• **Requirement**
Count the lines that include the string "page", and give only that number.
** START Supplied material **
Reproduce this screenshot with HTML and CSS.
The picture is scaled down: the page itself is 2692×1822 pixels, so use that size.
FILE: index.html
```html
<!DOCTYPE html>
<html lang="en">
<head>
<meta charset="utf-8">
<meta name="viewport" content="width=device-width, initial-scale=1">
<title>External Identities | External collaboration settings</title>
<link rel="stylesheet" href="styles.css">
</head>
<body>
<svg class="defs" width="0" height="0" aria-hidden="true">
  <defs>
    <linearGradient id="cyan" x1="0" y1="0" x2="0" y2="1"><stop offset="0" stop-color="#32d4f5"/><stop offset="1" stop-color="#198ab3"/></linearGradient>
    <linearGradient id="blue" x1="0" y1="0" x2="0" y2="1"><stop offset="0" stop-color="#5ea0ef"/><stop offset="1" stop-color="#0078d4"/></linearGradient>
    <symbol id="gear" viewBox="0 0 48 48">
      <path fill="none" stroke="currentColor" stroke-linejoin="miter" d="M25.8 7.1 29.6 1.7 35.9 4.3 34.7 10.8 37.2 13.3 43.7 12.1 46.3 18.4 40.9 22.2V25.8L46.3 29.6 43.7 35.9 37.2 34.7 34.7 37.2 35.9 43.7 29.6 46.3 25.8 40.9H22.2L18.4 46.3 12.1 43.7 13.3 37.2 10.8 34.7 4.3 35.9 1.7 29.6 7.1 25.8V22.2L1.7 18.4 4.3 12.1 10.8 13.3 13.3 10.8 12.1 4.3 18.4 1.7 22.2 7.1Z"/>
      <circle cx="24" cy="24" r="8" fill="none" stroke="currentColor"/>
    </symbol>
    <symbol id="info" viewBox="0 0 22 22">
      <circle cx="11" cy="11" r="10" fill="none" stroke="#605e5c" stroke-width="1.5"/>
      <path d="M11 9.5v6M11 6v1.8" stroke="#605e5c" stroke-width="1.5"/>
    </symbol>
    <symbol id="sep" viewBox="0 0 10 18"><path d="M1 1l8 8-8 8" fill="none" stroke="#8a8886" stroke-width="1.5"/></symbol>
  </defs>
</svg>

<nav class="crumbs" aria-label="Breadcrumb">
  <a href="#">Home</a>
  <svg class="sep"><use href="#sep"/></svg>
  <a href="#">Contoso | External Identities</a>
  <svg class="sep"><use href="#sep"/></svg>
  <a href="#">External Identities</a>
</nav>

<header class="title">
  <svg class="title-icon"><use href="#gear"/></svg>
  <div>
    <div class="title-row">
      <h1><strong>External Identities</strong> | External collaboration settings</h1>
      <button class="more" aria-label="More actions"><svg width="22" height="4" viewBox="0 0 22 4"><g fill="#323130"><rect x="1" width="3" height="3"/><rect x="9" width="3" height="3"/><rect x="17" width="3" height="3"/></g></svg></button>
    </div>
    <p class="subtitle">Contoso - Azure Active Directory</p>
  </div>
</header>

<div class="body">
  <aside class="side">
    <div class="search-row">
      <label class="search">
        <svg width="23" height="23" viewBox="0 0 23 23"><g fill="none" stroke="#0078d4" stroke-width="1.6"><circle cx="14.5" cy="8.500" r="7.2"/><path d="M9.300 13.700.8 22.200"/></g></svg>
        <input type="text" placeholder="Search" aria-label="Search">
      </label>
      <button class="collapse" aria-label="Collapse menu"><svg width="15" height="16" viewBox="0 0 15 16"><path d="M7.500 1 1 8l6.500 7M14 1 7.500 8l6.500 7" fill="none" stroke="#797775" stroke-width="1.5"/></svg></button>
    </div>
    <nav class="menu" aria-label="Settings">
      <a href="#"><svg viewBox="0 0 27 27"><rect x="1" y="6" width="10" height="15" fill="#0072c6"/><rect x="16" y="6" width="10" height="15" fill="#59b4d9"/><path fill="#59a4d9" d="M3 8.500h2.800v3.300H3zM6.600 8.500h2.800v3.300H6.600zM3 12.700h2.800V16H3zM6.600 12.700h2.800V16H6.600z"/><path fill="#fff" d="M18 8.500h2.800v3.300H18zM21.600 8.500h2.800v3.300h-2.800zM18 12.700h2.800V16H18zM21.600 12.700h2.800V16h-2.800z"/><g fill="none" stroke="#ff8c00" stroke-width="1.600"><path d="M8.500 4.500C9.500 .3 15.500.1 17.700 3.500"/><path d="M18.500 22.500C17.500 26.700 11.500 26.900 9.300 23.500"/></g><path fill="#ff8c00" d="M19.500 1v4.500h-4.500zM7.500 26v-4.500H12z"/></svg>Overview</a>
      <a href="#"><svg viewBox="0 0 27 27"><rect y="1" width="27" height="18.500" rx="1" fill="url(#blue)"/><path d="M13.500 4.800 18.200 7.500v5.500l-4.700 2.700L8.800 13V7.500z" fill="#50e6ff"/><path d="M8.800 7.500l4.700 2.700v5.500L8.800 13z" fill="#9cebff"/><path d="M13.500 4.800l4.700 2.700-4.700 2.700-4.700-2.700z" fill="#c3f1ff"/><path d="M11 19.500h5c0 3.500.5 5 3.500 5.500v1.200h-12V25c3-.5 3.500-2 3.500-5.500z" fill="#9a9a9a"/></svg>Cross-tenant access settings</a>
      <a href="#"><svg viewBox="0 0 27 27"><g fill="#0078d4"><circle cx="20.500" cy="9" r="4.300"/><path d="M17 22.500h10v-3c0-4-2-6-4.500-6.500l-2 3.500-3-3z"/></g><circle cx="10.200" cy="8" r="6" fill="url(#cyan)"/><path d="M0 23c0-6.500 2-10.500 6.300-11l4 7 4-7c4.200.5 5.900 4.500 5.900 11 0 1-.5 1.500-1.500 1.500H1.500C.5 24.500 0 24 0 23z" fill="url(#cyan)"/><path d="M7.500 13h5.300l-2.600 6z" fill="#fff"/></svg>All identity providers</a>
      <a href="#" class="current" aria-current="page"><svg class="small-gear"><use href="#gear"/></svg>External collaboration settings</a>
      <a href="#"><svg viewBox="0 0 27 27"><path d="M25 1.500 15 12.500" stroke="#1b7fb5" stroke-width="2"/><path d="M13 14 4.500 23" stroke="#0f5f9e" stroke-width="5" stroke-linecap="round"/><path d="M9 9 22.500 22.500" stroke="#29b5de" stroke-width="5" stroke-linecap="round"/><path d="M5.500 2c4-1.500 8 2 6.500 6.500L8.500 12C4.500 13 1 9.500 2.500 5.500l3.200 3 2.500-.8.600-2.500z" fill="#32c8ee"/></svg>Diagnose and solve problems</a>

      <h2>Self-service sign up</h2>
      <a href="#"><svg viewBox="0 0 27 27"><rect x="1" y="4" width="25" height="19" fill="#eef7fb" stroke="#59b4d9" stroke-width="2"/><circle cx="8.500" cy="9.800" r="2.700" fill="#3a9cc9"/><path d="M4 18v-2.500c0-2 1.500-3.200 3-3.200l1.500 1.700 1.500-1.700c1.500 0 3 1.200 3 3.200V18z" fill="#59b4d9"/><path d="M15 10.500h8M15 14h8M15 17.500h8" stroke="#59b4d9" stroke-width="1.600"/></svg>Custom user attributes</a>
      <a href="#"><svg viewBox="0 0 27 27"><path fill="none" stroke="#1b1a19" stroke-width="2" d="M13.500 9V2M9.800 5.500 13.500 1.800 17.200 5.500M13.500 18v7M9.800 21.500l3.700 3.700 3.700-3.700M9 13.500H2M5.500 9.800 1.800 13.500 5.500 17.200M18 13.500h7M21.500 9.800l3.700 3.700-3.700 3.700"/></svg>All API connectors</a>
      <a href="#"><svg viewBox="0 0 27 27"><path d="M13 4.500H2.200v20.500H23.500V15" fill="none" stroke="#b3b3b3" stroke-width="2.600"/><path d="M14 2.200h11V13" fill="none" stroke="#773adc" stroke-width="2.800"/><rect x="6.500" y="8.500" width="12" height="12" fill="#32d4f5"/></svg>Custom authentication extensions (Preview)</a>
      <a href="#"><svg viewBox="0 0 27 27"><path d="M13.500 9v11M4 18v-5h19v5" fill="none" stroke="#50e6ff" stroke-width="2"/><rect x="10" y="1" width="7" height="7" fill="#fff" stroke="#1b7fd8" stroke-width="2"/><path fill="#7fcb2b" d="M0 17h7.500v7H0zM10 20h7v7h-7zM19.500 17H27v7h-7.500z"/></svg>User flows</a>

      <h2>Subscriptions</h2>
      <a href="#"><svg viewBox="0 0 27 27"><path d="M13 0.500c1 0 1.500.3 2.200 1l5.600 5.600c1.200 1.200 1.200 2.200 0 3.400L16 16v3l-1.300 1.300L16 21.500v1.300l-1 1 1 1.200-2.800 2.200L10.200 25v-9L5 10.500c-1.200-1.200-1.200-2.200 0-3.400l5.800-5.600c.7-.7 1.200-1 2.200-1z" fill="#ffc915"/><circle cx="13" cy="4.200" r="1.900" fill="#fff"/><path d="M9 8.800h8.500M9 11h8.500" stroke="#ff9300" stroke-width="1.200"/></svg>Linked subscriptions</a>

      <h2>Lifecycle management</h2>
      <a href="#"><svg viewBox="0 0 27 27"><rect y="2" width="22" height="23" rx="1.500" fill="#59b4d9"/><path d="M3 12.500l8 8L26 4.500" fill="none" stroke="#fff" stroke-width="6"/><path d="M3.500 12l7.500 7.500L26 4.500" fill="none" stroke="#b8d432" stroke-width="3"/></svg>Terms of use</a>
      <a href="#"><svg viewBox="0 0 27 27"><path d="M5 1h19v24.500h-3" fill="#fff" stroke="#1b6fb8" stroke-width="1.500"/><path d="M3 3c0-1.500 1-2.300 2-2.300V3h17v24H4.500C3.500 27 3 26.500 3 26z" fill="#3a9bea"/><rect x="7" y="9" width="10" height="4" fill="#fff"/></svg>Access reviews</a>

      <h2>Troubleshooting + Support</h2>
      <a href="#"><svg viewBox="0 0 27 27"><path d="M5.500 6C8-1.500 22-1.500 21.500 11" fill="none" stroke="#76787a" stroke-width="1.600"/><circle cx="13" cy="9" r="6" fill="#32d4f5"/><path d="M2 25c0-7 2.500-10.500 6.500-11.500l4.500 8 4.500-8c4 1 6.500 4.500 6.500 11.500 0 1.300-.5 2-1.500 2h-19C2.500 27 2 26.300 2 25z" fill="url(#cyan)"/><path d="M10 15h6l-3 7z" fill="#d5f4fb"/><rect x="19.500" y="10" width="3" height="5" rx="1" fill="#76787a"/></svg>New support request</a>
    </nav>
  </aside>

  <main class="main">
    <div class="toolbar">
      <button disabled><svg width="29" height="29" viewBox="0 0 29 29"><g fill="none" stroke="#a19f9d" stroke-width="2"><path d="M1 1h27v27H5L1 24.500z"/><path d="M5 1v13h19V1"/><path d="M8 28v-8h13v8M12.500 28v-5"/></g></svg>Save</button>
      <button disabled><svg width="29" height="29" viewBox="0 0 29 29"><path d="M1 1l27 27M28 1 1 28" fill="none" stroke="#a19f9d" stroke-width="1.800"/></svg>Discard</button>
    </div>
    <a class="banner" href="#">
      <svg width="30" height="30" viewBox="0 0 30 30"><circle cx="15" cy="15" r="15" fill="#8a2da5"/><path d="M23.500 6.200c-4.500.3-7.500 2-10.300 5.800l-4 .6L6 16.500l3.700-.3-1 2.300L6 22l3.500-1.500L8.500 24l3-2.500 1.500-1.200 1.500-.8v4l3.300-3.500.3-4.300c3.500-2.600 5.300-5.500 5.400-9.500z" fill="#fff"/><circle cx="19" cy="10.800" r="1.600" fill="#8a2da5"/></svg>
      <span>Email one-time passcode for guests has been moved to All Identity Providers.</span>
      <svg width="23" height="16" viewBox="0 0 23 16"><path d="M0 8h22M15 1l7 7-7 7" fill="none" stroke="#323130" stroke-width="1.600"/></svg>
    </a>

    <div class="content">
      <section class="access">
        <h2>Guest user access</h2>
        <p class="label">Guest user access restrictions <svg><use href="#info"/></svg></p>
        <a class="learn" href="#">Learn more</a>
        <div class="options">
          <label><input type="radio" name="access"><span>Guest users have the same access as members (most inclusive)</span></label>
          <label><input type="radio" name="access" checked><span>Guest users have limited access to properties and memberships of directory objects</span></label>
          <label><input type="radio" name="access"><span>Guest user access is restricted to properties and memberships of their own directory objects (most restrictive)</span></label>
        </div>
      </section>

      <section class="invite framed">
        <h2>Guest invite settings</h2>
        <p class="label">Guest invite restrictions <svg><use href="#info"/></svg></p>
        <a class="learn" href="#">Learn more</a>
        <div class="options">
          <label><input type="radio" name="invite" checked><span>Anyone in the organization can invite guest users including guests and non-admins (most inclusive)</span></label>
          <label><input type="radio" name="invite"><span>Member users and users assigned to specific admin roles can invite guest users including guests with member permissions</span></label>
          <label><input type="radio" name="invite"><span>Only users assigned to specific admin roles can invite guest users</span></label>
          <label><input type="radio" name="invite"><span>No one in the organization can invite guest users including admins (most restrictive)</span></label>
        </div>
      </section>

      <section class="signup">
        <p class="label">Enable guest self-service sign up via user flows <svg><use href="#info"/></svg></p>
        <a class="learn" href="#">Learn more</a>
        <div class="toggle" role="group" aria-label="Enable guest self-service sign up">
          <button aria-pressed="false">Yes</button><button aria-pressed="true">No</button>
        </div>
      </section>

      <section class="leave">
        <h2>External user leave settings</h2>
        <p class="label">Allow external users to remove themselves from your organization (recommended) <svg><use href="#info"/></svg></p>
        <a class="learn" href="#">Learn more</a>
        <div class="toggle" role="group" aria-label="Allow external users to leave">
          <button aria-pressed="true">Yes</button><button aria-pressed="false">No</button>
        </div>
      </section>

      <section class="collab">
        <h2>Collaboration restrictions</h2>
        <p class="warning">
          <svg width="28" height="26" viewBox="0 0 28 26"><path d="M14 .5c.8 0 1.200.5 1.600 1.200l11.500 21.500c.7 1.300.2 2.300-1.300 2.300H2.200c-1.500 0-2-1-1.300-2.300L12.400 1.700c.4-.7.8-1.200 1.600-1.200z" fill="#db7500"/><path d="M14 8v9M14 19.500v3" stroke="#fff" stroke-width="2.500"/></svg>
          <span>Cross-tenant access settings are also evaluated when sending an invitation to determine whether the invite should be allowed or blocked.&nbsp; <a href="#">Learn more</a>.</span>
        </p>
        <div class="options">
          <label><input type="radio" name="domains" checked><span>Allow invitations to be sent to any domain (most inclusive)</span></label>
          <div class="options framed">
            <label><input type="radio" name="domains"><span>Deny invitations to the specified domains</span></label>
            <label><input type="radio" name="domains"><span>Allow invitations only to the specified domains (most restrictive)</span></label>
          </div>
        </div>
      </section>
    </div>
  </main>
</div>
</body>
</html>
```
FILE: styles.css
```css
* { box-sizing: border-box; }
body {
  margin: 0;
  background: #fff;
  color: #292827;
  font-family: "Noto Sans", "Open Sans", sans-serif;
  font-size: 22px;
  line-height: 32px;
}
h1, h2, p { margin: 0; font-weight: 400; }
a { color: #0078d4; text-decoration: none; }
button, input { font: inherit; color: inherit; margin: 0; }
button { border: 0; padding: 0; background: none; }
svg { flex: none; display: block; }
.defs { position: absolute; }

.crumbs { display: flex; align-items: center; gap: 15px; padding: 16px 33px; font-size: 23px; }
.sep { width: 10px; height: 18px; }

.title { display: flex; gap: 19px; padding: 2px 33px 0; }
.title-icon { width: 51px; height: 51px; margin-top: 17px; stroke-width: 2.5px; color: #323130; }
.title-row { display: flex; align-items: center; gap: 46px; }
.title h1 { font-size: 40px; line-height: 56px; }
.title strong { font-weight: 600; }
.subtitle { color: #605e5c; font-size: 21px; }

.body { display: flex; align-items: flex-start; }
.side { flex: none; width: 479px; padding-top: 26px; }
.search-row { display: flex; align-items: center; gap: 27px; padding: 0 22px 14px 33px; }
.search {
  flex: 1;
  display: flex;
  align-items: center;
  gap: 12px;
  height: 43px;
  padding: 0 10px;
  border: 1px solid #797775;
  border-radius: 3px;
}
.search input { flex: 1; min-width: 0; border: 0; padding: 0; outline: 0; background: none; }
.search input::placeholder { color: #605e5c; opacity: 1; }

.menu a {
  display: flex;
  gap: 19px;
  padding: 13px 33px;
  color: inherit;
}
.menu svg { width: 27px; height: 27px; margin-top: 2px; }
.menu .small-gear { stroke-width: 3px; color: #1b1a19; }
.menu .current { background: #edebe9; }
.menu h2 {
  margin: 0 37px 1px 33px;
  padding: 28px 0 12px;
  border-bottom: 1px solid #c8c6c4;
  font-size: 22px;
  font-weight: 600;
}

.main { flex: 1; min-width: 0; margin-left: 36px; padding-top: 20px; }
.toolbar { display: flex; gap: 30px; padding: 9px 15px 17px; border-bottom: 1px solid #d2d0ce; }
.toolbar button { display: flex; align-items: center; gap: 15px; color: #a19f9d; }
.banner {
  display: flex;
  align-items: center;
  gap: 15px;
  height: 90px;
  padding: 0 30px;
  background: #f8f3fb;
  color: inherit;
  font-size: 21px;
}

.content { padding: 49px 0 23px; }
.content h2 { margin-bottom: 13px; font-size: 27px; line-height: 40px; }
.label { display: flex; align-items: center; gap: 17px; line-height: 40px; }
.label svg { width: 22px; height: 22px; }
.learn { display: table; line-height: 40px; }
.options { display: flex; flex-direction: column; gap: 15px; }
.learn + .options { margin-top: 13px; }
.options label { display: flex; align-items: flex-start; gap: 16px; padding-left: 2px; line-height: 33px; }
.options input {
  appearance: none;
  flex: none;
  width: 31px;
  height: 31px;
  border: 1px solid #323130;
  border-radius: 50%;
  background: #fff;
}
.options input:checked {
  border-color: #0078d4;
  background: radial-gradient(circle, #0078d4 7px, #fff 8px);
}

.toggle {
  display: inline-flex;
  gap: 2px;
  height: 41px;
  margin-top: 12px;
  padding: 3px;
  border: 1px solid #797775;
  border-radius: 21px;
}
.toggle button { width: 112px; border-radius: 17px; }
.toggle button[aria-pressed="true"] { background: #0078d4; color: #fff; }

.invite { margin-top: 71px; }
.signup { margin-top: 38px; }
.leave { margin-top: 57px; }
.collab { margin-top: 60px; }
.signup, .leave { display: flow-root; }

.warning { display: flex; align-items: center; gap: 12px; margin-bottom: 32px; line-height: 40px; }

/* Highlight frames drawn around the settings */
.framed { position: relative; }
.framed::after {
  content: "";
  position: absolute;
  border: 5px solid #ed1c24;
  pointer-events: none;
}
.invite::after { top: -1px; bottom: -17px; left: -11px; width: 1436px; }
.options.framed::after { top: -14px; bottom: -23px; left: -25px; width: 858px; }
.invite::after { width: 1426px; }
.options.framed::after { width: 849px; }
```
** END Supplied material **
• **Finished answer**
2